I don’t normally write about my political feelings, but there comes a time when you need to let off steam.
Despite the fact that pretty much every global business leader and economic think tank warned the Brits that it would be disastrous to leave our biggest market, cut ourselves off from our largest trading partner, isolate ourselves and give the rest of the world NO reason to come and invest in the UK, what have we done!
The result of the UK referendum on Europe is nothing to do with the future well-being of the United Kingdom.
Simply, it is a terrible settling of political scores within the Tory party. And I’m writing this as a Conservative voter (now an ex-Conservative voter as I shall never vote for them again).
As a small business owner with my company’s future bound up in inward investment from Europe, I am now considering what to do.

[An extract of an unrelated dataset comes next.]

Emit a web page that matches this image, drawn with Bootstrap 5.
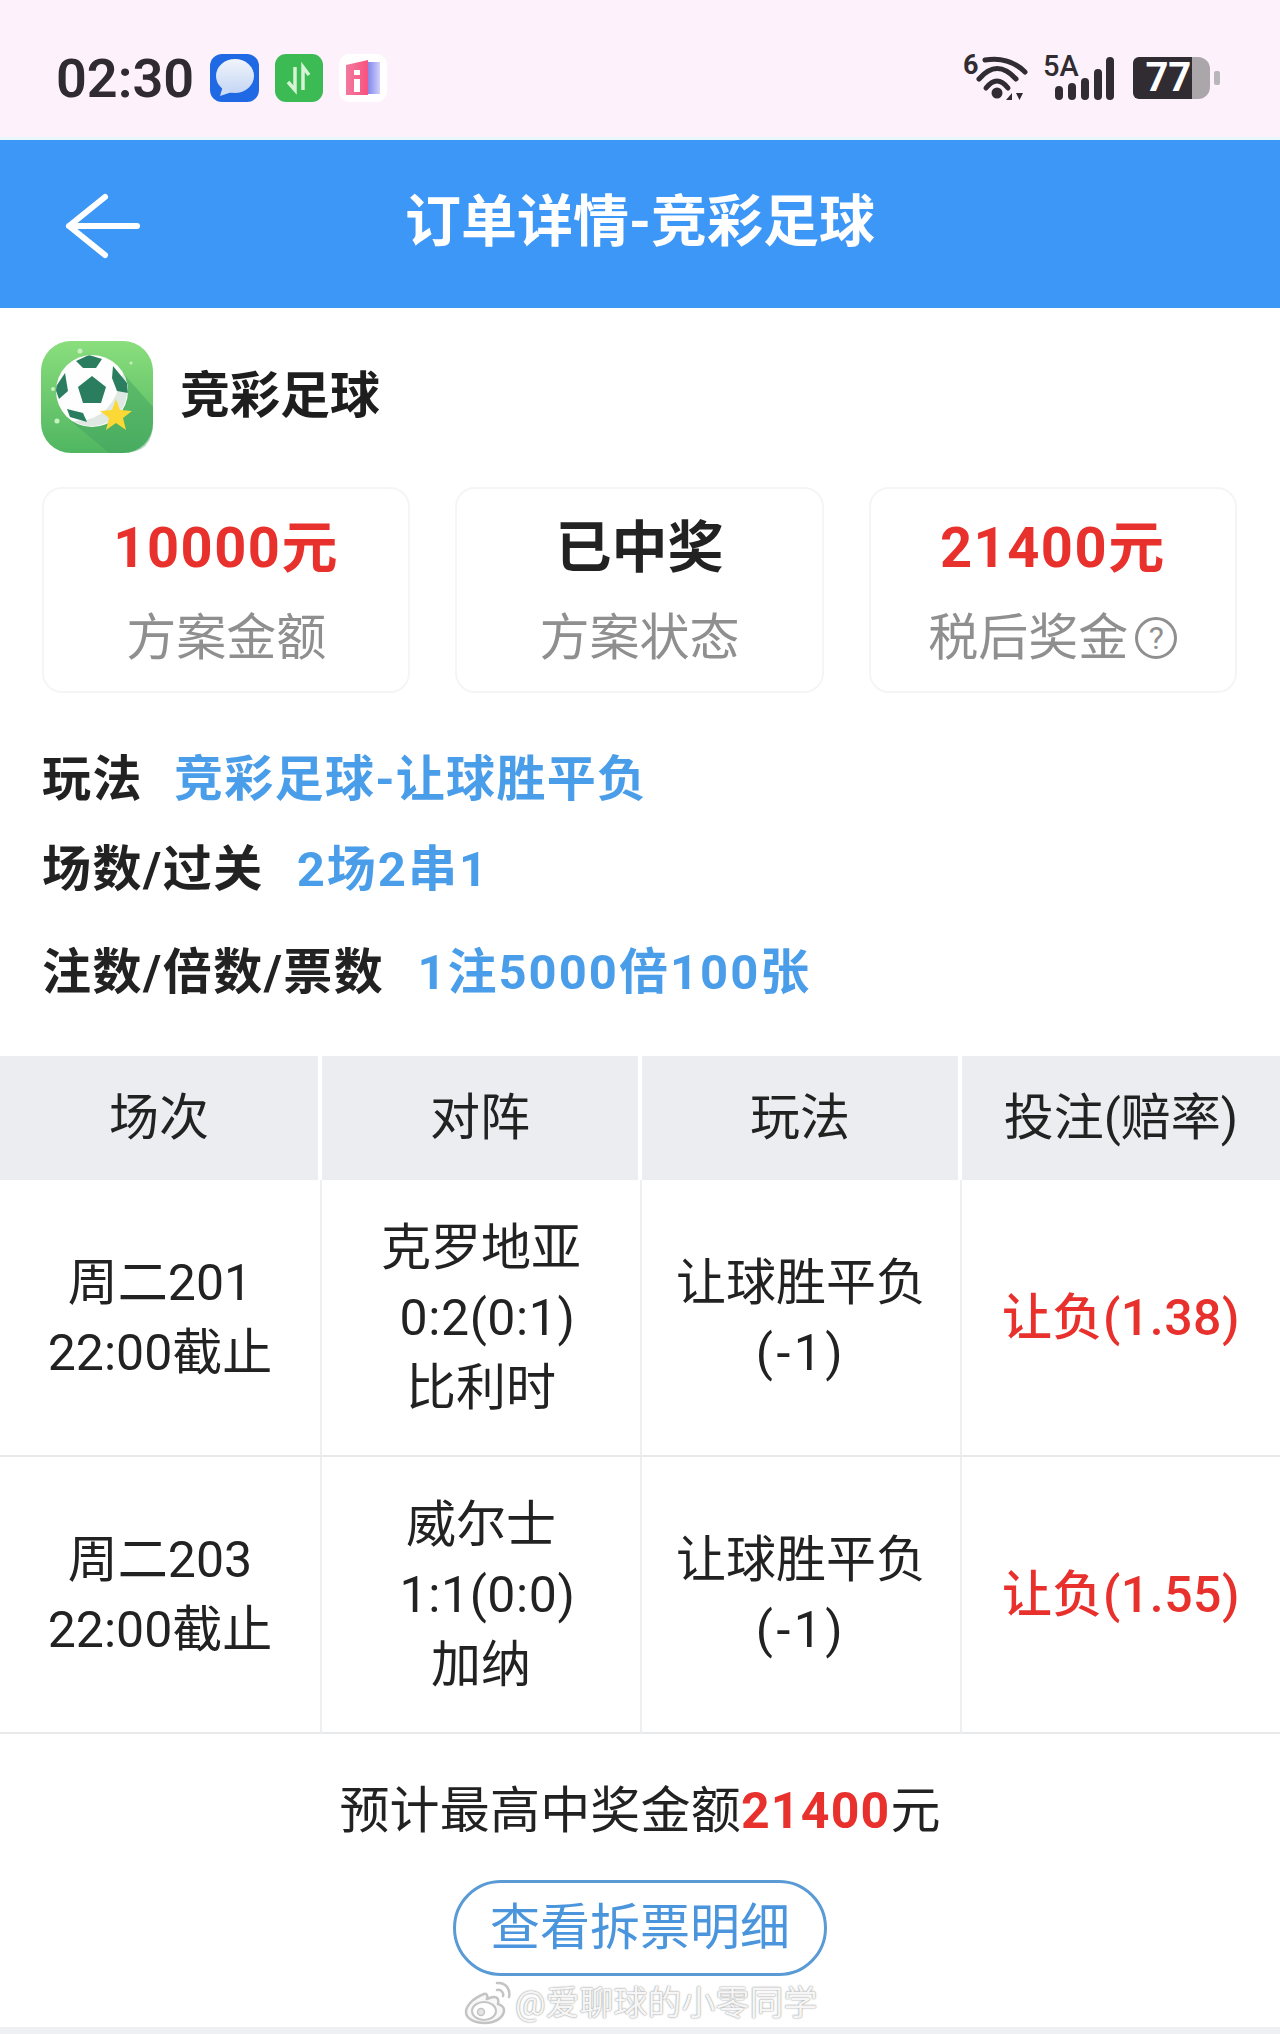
<!DOCTYPE html>
<html lang="zh-CN">
<head>
  <meta charset="UTF-8" />
  <meta name="viewport" content="width=device-width, initial-scale=1.0"/>
  <title>订单详情-竞彩足球</title>
  <link href="https://cdn.jsdelivr.net/npm/bootstrap@5.3.0/dist/css/bootstrap.min.css" rel="stylesheet"/>
  <style>
    body { font-family: Roboto, "Noto Sans CJK SC", sans-serif; color: #222; background: #fff; width: 1280px; height: 2034px; overflow: hidden; }
    .status-bar { height: 137px; background: #fdf2fc; padding: 19px 60px 0 56px; }
    .status-time { font-size: 54px; font-weight: 600; color: #2f2b30; line-height: 1; padding-top: 1px; }
    .status-strip { height: 3px; background: #e9f8fd; }
    .status-glyph { margin-top: -10px; }
    .batt-body { width: 77px; height: 42px; margin-left: 18px; border-radius: 12px; background: #aaa6aa; }
    .batt-fill { height: 100%; background: #302c31; color: #fff; font-size: 40px; font-weight: 700; line-height: 1; padding-right: 1px; }
    .batt-tip { width: 6px; height: 14px; margin-left: 4px; border-radius: 2px; background: #b9b6b9; }
    .top-bar { height: 168px; background: #3d97f7; color: #fff; }
    .top-bar-back { left: 62px; top: 52px; }
    .top-bar-title { font-size: 56px; font-weight: 700; line-height: 1; margin-top: -5px; }
    .page-body { padding: 33px 43px 0 41px; }
    .app-name { font-size: 50px; font-weight: 700; margin-left: 27px; margin-top: -1px; color: #1e1e1e; }
    .stat-row { margin: 34px 0 0 1px; gap: 45px; }
    .stat-box { flex: 1 1 0; height: 206px; padding-top: 24px; border: 2px solid #f5f5f6; border-radius: 20px; }
    .stat-value { font-size: 56px; font-weight: 700; line-height: 70px; }
    .stat-label { font-size: 50px; line-height: 70px; margin-top: 20px; color: #8f8f8f; }
    .text-win { color: #e8302c; letter-spacing: 1.5px; }
    .help-mark { width: 42px; height: 42px; border: 3px solid #8f8f8f; font-size: 32px; line-height: 1; margin-left: 7px; }
    .info-list { margin: 52px 0 0 1px; }
    .info-line { font-size: 49px; font-weight: 700; line-height: 70px; gap: 31px; }
    .info-line + .info-line { margin-top: 20px; }
    .info-line + .info-line + .info-line { margin-top: 33px; }
    .info-key { letter-spacing: 1.5px; }
    .info-val { color: #4a9de8; letter-spacing: 1.3px; }
    .info-val.num-val { letter-spacing: 2px; margin-left: 2px; }
    .bet-table { table-layout: fixed; width: 1280px; margin: 48px 0 0; font-size: 50px; line-height: 70px; text-align: center; border-collapse: separate; border-spacing: 0; }
    .bet-table th { height: 124px; padding: 0; font-weight: 400; background: #ebedf0; color: #222; vertical-align: middle; border: 0; border-right: 4px solid #fff; }
    .bet-table th:last-child { border-right: 0; }
    .bet-table td { height: 277px; padding: 0; vertical-align: middle; color: #222; background: #fff; border: 0; border-right: 2px solid #eeeff1; border-bottom: 2px solid #e8e9eb; }
    .bet-table td:last-child { border-right: 0; }
    .bet-table .col-a { width: 322px; }
    .bet-table .col-b { width: 320px; }
    .bet-table .col-c { width: 320px; }
    .bet-table .col-d { width: 318px; }
    .bet-table td.pick { color: #e8302c; font-weight: 500; letter-spacing: .5px; }
    .score-line { padding-left: 13px; letter-spacing: .6px; }
    .handicap-line { letter-spacing: 3.5px; }
    .sum-line { font-size: 50px; line-height: 70px; margin-top: 42px; letter-spacing: .2px; }
    .sum-line b { color: #e8302c; font-weight: 700; letter-spacing: 1.2px; }
    .detail-btn { width: 374px; height: 96px; margin-top: 34px; padding: 0; font-size: 50px; line-height: 1; color: #4a95dc; background: #fff; border: 3px solid #5a9bd5; }
    .detail-btn:hover { color: #4a95dc; background: #fff; border-color: #5a9bd5; }
    .foot-strip { position: absolute; left: 0; right: 0; bottom: 0; height: 7px; background: #eef0f4; }
    .mark-weibo { left: 464px; top: 1980px; gap: 3px; }
    .mark-text { font-size: 34px; line-height: 46px; color: #f6f6f6; text-shadow: 0 0 2px #9a9a9a, 0 0 1px #b4b4b4; }
  </style>
</head>
<body class="position-relative">
  <div class="status-bar d-flex align-items-center justify-content-between">
    <div class="d-flex align-items-center">
      <span class="status-time">02:30</span>
      <svg class="ms-3" width="49" height="48" viewBox="0 0 49 48">
        <defs><linearGradient id="bub" x1="0" y1="0" x2="0" y2="1"><stop offset="0" stop-color="#f1f4fb"/><stop offset="1" stop-color="#c5d6f4"/></linearGradient></defs>
        <rect width="49" height="48" rx="12" fill="#1f6ae4"/>
        <ellipse cx="25" cy="22" rx="19" ry="17" fill="url(#bub)"/>
        <path d="M13 32 L10 42 L22 38 Z" fill="#cfdcf6"/>
      </svg>
      <svg class="ms-3" width="48" height="48" viewBox="0 0 48 48">
        <rect width="48" height="48" rx="11" fill="#3cba54"/>
        <path d="M20 13V36L13 28M28 36V13L34 21" fill="none" stroke="#d5f3d5" stroke-width="3.500"/>
      </svg>
      <svg class="ms-3" width="48" height="48" viewBox="0 0 48 48">
        <defs><linearGradient id="bk" x1="0" y1="0" x2="1" y2="0"><stop offset="0" stop-color="#f2799f"/><stop offset="1" stop-color="#f9527f"/></linearGradient>
        <linearGradient id="bk2" x1="0" y1="0" x2="1" y2="0"><stop offset="0" stop-color="#7f7fe8"/><stop offset="1" stop-color="#cfd2fb"/></linearGradient></defs>
        <rect width="48" height="48" rx="11" fill="#fff"/>
        <rect x="28" y="8" width="13" height="32" fill="url(#bk2)"/>
        <path d="M7 11L29 6V41H7Z" fill="url(#bk)"/>
        <path d="M15 25h6v13h-6zM15 16h6v5h-6z" fill="#fff"/>
      </svg>
    </div>
    <div class="d-flex align-items-center">
      <svg class="status-glyph" width="64" height="57" viewBox="0 -10 64 57">
        <text x="-1" y="19" font-family="Roboto" font-size="27" font-weight="700" fill="#302c31">6</text>
        <g fill="none" stroke="#302c31" stroke-linecap="round">
          <path d="M21 5Q45 1 61 17" stroke-width="5"/>
          <path d="M15 24Q33 3 52 24" stroke-width="5"/>
          <path d="M22 33Q33 19 44 33" stroke-width="5"/>
        </g>
        <circle cx="33" cy="38" r="5.500" fill="#302c31"/>
        <path d="M42 45L48 38V45ZM52 38h7l-3.500 7Z" fill="#302c31"/>
      </svg>
      <svg class="status-glyph ms-3" width="71" height="55" viewBox="0 -10 71 55">
        <text x="-1" y="20" font-family="Roboto" font-size="29" font-weight="500" fill="#302c31">5A</text>
        <g stroke="#302c31" stroke-width="8" stroke-linecap="round">
          <path d="M15 34V40M28 31V40M41 26V40M54 17V40M66 5V40"/>
        </g>
      </svg>
      <div class="d-flex align-items-center">
        <div class="batt-body">
          <div class="batt-fill d-flex align-items-center justify-content-end rounded-start" style="width: 77%"><span>77</span></div>
        </div>
        <div class="batt-tip"></div>
      </div>
    </div>
  </div>
  <div class="status-strip"></div>

  <div class="top-bar position-relative d-flex align-items-center justify-content-center">
    <svg class="top-bar-back position-absolute" width="80" height="68" viewBox="0 0 80 68">
      <path d="M75 34H7M43 5L7 34L43 63" fill="none" stroke="#fff" stroke-width="6" stroke-linecap="round" stroke-linejoin="round"/>
    </svg>
    <div class="top-bar-title">订单详情-竞彩足球</div>
  </div>

  <div class="page-body">
    <div class="d-flex align-items-center">
      <svg width="112" height="112" viewBox="0 0 112 112">
        <defs>
          <linearGradient id="appbg" x1="0" y1="0" x2="0" y2="1"><stop offset="0" stop-color="#8ade7c"/><stop offset="1" stop-color="#50b661"/></linearGradient>
          <clipPath id="ballclip"><circle cx="51" cy="50" r="36"/></clipPath>
        </defs>
        <rect width="112" height="112" rx="30" fill="url(#appbg)"/>
        <path d="M80 30L112 66V82Q112 112 82 112H68L30 80Z" fill="#3fa05f" opacity=".45"/>
        <circle cx="51" cy="50" r="36" fill="#fdfefd"/>
        <path d="M82 32A36 36 0 0 1 32 80Q72 82 82 32Z" fill="#dfe8e2"/>
        <g clip-path="url(#ballclip)" fill="#2b7d60">
          <path d="M51 35L65 46L60 62H42L37 46Z"/>
          <path d="M35 20L48 14L61 18L55 27H42Z"/>
          <path d="M24 32L27 50L18 58L14 47Z"/>
          <path d="M72 25L86 42L87 52L76 50L71 37Z"/>
          <path d="M26 68L42 72L46 81L29 76Z"/>
        </g>
        <path d="M75 58L79 69L91 70L82 77L85 89L75 82L65 89L68 77L59 70L71 69Z" fill="#fbd835"/>
        <g fill="#c9f1c0">
          <circle cx="39" cy="10" r="2.500"/><circle cx="12" cy="48" r="2"/><circle cx="16" cy="80" r="2.500"/><circle cx="90" cy="22" r="1.500"/>
        </g>
      </svg>
      <div class="app-name">竞彩足球</div>
    </div>

    <div class="stat-row d-flex text-center">
      <div class="stat-box">
        <div class="stat-value text-win">10000元</div>
        <div class="stat-label">方案金额</div>
      </div>
      <div class="stat-box">
        <div class="stat-value">已中奖</div>
        <div class="stat-label">方案状态</div>
      </div>
      <div class="stat-box">
        <div class="stat-value text-win">21400元</div>
        <div class="stat-label d-flex align-items-center justify-content-center">税后奖金<span class="help-mark rounded-circle d-inline-flex align-items-center justify-content-center">?</span></div>
      </div>
    </div>

    <div class="info-list">
      <div class="info-line d-flex"><span class="info-key">玩法</span><span class="info-val">竞彩足球-让球胜平负</span></div>
      <div class="info-line d-flex"><span class="info-key">场数/过关</span><span class="info-val num-val">2场2串1</span></div>
      <div class="info-line d-flex"><span class="info-key">注数/倍数/票数</span><span class="info-val num-val">1注5000倍100张</span></div>
    </div>
  </div>

  <table class="table bet-table">
    <thead>
      <tr>
        <th class="col-a">场次</th>
        <th class="col-b">对阵</th>
        <th class="col-c">玩法</th>
        <th class="col-d">投注(赔率)</th>
      </tr>
    </thead>
    <tbody>
      <tr>
        <td>周二201<br>22:00截止</td>
        <td>克罗地亚<br><span class="score-line">0:2(0:1)</span><br>比利时</td>
        <td>让球胜平负<br><span class="handicap-line">(-1)</span></td>
        <td class="pick">让负(1.38)</td>
      </tr>
      <tr>
        <td>周二203<br>22:00截止</td>
        <td>威尔士<br><span class="score-line">1:1(0:0)</span><br>加纳</td>
        <td>让球胜平负<br><span class="handicap-line">(-1)</span></td>
        <td class="pick">让负(1.55)</td>
      </tr>
    </tbody>
  </table>

  <div class="text-center">
    <div class="sum-line">预计最高中奖金额<b>21400</b>元</div>
    <button type="button" class="btn detail-btn rounded-pill">查看拆票明细</button>
  </div>

  <div class="foot-strip"></div>

  <!-- watermark sits over the button edge -->
  <div class="mark-weibo position-absolute d-flex align-items-center">
    <svg width="48" height="44" viewBox="0 0 48 44">
      <g fill="none" stroke="#c4c4c4" stroke-width="2.500" stroke-linecap="round">
        <path d="M20 13C9 17 2 25 2 31C2 38 11 42 21 42C32 42 40 36 40 29C40 25 36 24 34 23C35 19 34 16 30 16C27 16 24 18 23 18C24 15 23 12 20 13Z" fill="#f8f8f8"/>
        <path d="M33 2C41 1 47 8 45 16M33 9C37 8 40 12 39 15"/>
        <ellipse cx="20" cy="30" rx="12" ry="9" fill="#fff" stroke-width="2"/>
        <circle cx="17" cy="31" r="3.500" fill="#e4e4e4" stroke-width="1.500"/>
      </g>
    </svg>
    <span class="mark-text">@爱聊球的小零同学</span>
  </div>
</body>
</html>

The choice we made as a country yesterday is, only a few hours on, already leading to changes of decisions by inward investors (not just Europeans) as to whether to spend their money in Britain. This means jobs.
And as to those global foreign investors already here, they will be calling meetings in the next few days to decide whether it’s worth staying.
The cry of democracy and freedom from the Leave campaign has been disingenuous. Democracy is only possible where there is peace and prosperity. And these two prerequisites rely on trade, open borders and good relations with neighbours.
Britain has just closed the door.
Its peoples’ actions – and there is no-one else responsible – will now rebound on an already fragile Europe.
We have left our friends when they need us, we have given the nationalists cause to push for a disintegration of the UK, we have endangered both big and small business, we have lost a generation of good, honest leaders who will leave politics in disgust.
In short we have stymied our own future both short and long term.
And this time we can’t blame the politicians.
The majority of the elected wished to remain; they implored us to think of our children and our neighbours. Instead it seems we heard only the bitter refrain of the immigrant question; the irony is now that we’ve voted out it won’t solve the ‘so-called’ immigration problem one jot.
We will watch the slow, painful decline of our country.
It won’t be a quick, sharp shock, but a long drawn out affair as one large corporate after another leaves, trailing jobs and supply chains in their wake.
Costs will inevitably rise as the currency weakens.
And, worst of all, we have brought into being a political class who don’t mind telling untruths or pandering to populist sentiment.
These people will run Britain; not so much clowns or buffoons, but dangerous nationalists disrespected by the rest of the civilised world. Imagine them negotiating trade deals with the EU?
In the end, there will be finger pointing, there will be uncertainty and recrimination, but there is no one else to blame for foregoing a bright, strong and modern future, except ourselves.